~/dsa/lru-cache

LRU Cache

Medium·
  • Hash Map
  • Linked List
  • Design
NeetCode 150

the trick

Keep a hash map from key to node, and a doubly linked list ordered by recency. The map gives O(1) access; the DLL lets you unlink and move any node to the front in O(1).

What the structure has to do

Both get and put must be O(1), and every access makes the touched key the most recently used. So I need two things at once: instant lookup by key, and instant reordering by recency. No single container gives both.

A hash map gives lookup. A doubly linked list gives ordering I can splice in constant time. So I combine them: the map points at the list node holding each key.

Brute force, then the cut

The naive version is a single list in recency order. Lookup is a linear scan, and moving an element to the front is O(n). That fails the time requirement.

The fix is to stop searching the list. Store key -> node in a dict so I jump to any node directly. Because the node is doubly linked, I can detach it and relink it at the front without touching anything else.

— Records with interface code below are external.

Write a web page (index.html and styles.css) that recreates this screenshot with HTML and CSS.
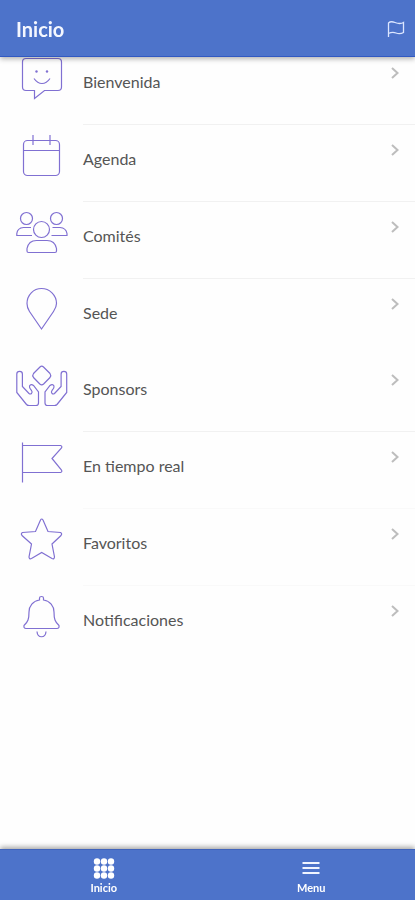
FILE: index.html
```html
<!DOCTYPE html>
<html lang="es">
<head>
<meta charset="utf-8">
<meta name="viewport" content="width=device-width, initial-scale=1">
<title>Inicio</title>
<link rel="stylesheet" href="styles.css">
</head>
<body>

<!-- shared chevron -->
<svg class="defs" width="0" height="0" aria-hidden="true">
    <symbol id="chevron" viewBox="0 0 10 14">
        <path d="M2 2l5.5 5L2 12"/>
    </symbol>
</svg>

<header class="header">
    <h1 class="title">Inicio</h1>
    <button class="flag-button" type="button" aria-label="Marcar">
        <svg width="18" height="18" viewBox="0 0 18 18">
            <path d="M1.500 17V3C2.500 2 5.500 1.500 8 2.500S14 4 16.500 2.500V12.500C14 14 11.500 14 9 13S3.500 12.500 1.500 13.500"/>
        </svg>
    </button>
</header>

<main class="content">
    <ul class="menu">
        <li>
            <a class="item" href="#bienvenida">
                <svg class="icon" viewBox="0 0 52 44">
                    <path d="M10 2.500H42Q45.500 2.500 45.500 6V31Q45.500 34.500 42 34.500H28.500L18.500 42.500V34.500H10Q6.500 34.500 6.500 31V6Q6.500 2.500 10 2.500Z"/>
                    <path d="M18 22.500Q21.500 27.500 26 27.500T34 22.500"/>
                    <circle class="dot" cx="20.500" cy="15.500" r="1.200"/>
                    <circle class="dot" cx="31" cy="15.500" r="1.200"/>
                </svg>
                <span class="label">Bienvenida</span>
                <svg class="chevron"><use href="#chevron"/></svg>
            </a>
        </li>
        <li>
            <a class="item" href="#agenda">
                <svg class="icon" viewBox="0 0 52 44">
                    <rect x="7.500" y="7.500" width="36" height="35" rx="4"/>
                    <path d="M7.500 17.500H43.500M17 2V12M34 2V12"/>
                </svg>
                <span class="label">Agenda</span>
                <svg class="chevron"><use href="#chevron"/></svg>
            </a>
        </li>
        <li>
            <a class="item" href="#comites">
                <svg class="icon" viewBox="0 0 52 44">
                    <circle cx="10.500" cy="8.500" r="6"/>
                    <circle cx="40.500" cy="8.500" r="6"/>
                    <circle cx="25.500" cy="19.500" r="8"/>
                    <path d="M16 25.500H.800V23.500Q1.500 18 7.500 17.500H15"/>
                    <path d="M35.500 25.500H51V23.500Q50 18 44 17.500H36.500"/>
                    <path d="M12.500 42.500Q11 42.500 11 41V38.500C12 33.500 15.500 30.500 20.500 30.500H31C36 30.500 39.500 33.500 40.500 38.500V41Q40.500 42.500 39 42.500Z"/>
                </svg>
                <span class="label">Comités</span>
                <svg class="chevron"><use href="#chevron"/></svg>
            </a>
        </li>
        <li>
            <a class="item item-plain" href="#sede">
                <svg class="icon" viewBox="0 0 52 44">
                    <path d="M25.500 42L13.500 24.500C11.500 21.500 11 19 11 16.500C11 8 17.500 1.500 25.500 1.500S40.500 8 40.500 16.500C40.500 19 39.500 21.500 37.500 24.500Z"/>
                </svg>
                <span class="label">Sede</span>
                <svg class="chevron"><use href="#chevron"/></svg>
            </a>
        </li>
        <li>
            <a class="item" href="#sponsors">
                <svg class="icon" viewBox="0 0 52 44">
                    <path d="M24 4L17.500 10.500Q16 12.500 17.500 14.500L23.800 21Q25.700 22.800 27.600 21L34 14.500Q35.500 12.500 34 10.500L27.500 4Q25.700 2.300 24 4Z"/>
                    <path d="M.800 11Q.800 8.300 3.600 8.300T6.400 11V23.500L13 30.500Q14.300 31.500 15.500 30.500Q16.700 29 15.500 27.500Q13 25 13.500 23Q15 20.500 17.500 22.500L22.500 29V40Q22.500 42.500 20 42.500H13Q11.500 42.500 10.500 41.500L.800 29.500Z"/>
                    <path d="M50.700 11Q50.700 8.300 47.900 8.300T45.100 11V23.500L38.500 30.500Q37.200 31.500 36 30.500Q34.800 29 36 27.500Q38.500 25 38 23Q36.500 20.500 34 22.500L29 29V40Q29 42.500 31.500 42.500H38.500Q40 42.500 41 41.500L50.700 29.500Z"/>
                </svg>
                <span class="label">Sponsors</span>
                <svg class="chevron"><use href="#chevron"/></svg>
            </a>
        </li>
        <li>
            <a class="item item-faint" href="#en-tiempo-real">
                <svg class="icon" viewBox="0 0 52 44">
                    <path d="M6.500 2.500V42.500"/>
                    <path d="M6.500 5.500H44.500Q46.500 6 45.500 8L36 18.500L45.500 30Q46.500 32 44.500 32.500H6.500"/>
                </svg>
                <span class="label">En tiempo real</span>
                <svg class="chevron"><use href="#chevron"/></svg>
            </a>
        </li>
        <li>
            <a class="item item-faint" href="#favoritos">
                <svg class="icon" viewBox="0 0 52 44">
                    <path d="M24.500 3Q25.700 1 27 3L32 14.500L44.500 15.500Q46.500 16.500 45 18.500L36 27L38.500 40Q38.300 42.500 36 41.500L25.700 35.500L15.500 41.500Q13.200 42.500 13 40L15.500 27L6 18.500Q4.500 16.500 6.500 15.500L19.500 14.500Z"/>
                </svg>
                <span class="label">Favoritos</span>
                <svg class="chevron"><use href="#chevron"/></svg>
            </a>
        </li>
        <li>
            <a class="item item-plain" href="#notificaciones">
                <svg class="icon" viewBox="0 0 52 44">
                    <path d="M23.500 6V4Q23.500 2.500 25.500 2.500T27.500 4V6C34 7 38 12 38 18C38 25 39 28 43 31.500Q43.500 34.500 41 34.500H10Q7.500 34.500 8 31.500C12 28 13 25 13 18C13 12 17 7 23.500 6Z"/>
                    <path d="M21 37.500C21.500 44.500 29.500 44.500 30 37.500"/>
                </svg>
                <span class="label">Notificaciones</span>
                <svg class="chevron"><use href="#chevron"/></svg>
            </a>
        </li>
    </ul>
</main>

<nav class="tabs">
    <a class="tab" href="#inicio">
        <svg class="tab-icon tab-dots" viewBox="0 0 24 24">
            <circle cx="5" cy="4.500" r="3.200"/><circle cx="12" cy="4.500" r="3.200"/><circle cx="19" cy="4.500" r="3.200"/>
            <circle cx="5" cy="11.500" r="3.200"/><circle cx="12" cy="11.500" r="3.200"/><circle cx="19" cy="11.500" r="3.200"/>
            <circle cx="5" cy="18.500" r="3.200"/><circle cx="12" cy="18.500" r="3.200"/><circle cx="19" cy="18.500" r="3.200"/>
        </svg>
        <span>Inicio</span>
    </a>
    <a class="tab" href="#menu">
        <svg class="tab-icon tab-lines" viewBox="0 0 24 24">
            <path d="M3.500 6H20.500M3.500 11H20.500M3.500 16H20.500"/>
        </svg>
        <span>Menu</span>
    </a>
</nav>

</body>
</html>
```
FILE: styles.css
```css
* {
    box-sizing: border-box;
}

body {
    background-color: #FEFEFE;
    color: #555555;
    font-family: Lato, "Open Sans", sans-serif;
    margin: 0;
}

svg {
    fill: none;
}

.defs {
    position: absolute;
}

.header {
    position: fixed;
    top: 0;
    left: 0;
    right: 0;
    z-index: 1;
    display: flex;
    align-items: center;
    justify-content: space-between;
    height: 57px;
    padding: 1px 10px 0 16px;
    background: #4D73CA;
    border-bottom: 1px solid #3159C2;
    box-shadow: 0 2px 5px rgba(0, 0, 0, 0.3);
}

.title {
    margin: 0;
    color: #F4F7FF;
    font-size: 20px;
    line-height: 24px;
    font-weight: 700;
}

.flag-button {
    display: flex;
    padding: 0;
    border: 0;
    background: none;
    stroke: #DCE6FF;
    stroke-width: 1.3;
}

/* the list is scrolled slightly under the header */
.content {
    padding: 48px 0 50px;
}

.menu {
    list-style: none;
    margin: 0;
    padding: 0;
}

.item {
    display: grid;
    grid-template-columns: 52px 1fr 10px;
    column-gap: 15px;
    align-items: start;
    padding: 8px 15px 0 16px;
    color: inherit;
    text-decoration: none;
}

.item::after {
    content: "";
    grid-column: 2 / -1;
    height: 1px;
    margin: 24px -15px 0 0;
    background: #F1F1F1;
}

.item-faint::after {
    background: #F9F9F9;
}

.item-plain::after {
    height: 0;
}

.icon {
    width: 52px;
    height: 44px;
    stroke: #8070D2;
    stroke-width: 1.2;
}

.dot {
    fill: #8070D2;
    stroke: none;
}

.label {
    padding-top: 16px;
    font-size: 16px;
    line-height: 20px;
}

.chevron {
    width: 10px;
    height: 14px;
    margin-top: 10px;
    stroke: #BDBDBD;
    stroke-width: 2;
}

.tabs {
    position: fixed;
    left: 0;
    right: 0;
    bottom: 0;
    display: flex;
    height: 51px;
    background: #4D73CA;
    border-top: 1px solid #4164BB;
    box-shadow: 0 -2px 5px rgba(0, 0, 0, 0.35);
}

.tab {
    flex: 1;
    display: flex;
    flex-direction: column;
    align-items: center;
    padding-top: 7px;
    color: #FFFFFF;
    font-size: 11px;
    line-height: 14px;
    font-weight: 700;
    text-decoration: none;
}

.tab-icon {
    width: 24px;
    height: 24px;
}

.tab-dots {
    fill: #FFFFFF;
}

.tab-lines {
    stroke: #F0F4FF;
    stroke-width: 2;
}
```
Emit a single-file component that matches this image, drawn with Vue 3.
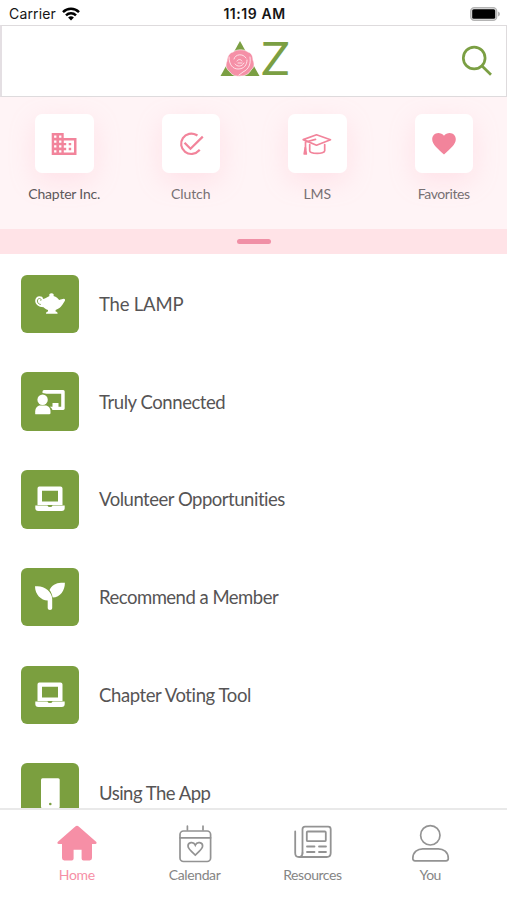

I keep two sentinel nodes, left and right. The node next to left is the least recently used (the eviction target); the node next to right is the most recently used. Sentinels mean I never special-case the empty list.

class Node:
    def __init__(self, key: int, val: int) -> None:
        self.key = key
        self.val = val
        self.prev: "Node | None" = None
        self.next: "Node | None" = None
 
 
class LRUCache:
    def __init__(self, capacity: int) -> None:
        self.cap = capacity
        self.cache: dict[int, Node] = {}
        # left.next is LRU, right.prev is MRU
        self.left = Node(0, 0)
        self.right = Node(0, 0)
        self.left.next = self.right
        self.right.prev = self.left
 
    def _remove(self, node: Node) -> None:
        prev, nxt = node.prev, node.next
        prev.next = nxt
        nxt.prev = prev
 
    def _insert(self, node: Node) -> None:
        # insert just before right (most recent)
        prev = self.right.prev
        prev.next = node
        node.prev = prev
        node.next = self.right
        self.right.prev = node
 
    def get(self, key: int) -> int:
        if key not in self.cache:
            return -1
        node = self.cache[key]
        self._remove(node)
        self._insert(node)
        return node.val
 
    def put(self, key: int, value: int) -> None:
        if key in self.cache:
            self._remove(self.cache[key])
        node = Node(key, value)
        self.cache[key] = node
        self._insert(node)
 
        if len(self.cache) > self.cap:
            lru = self.left.next
            self._remove(lru)
            del self.cache[lru.key]

Why every operation is constant

get does one dict lookup and one unlink/relink, all pointer swaps. put optionally removes the old node, inserts the new one at the front, and evicts from left.next if over capacity. Each step is a fixed number of pointer assignments, so both stay O(1). Space is O(capacity) for the map and the list. The sentinels are why _remove and _insert never check for None.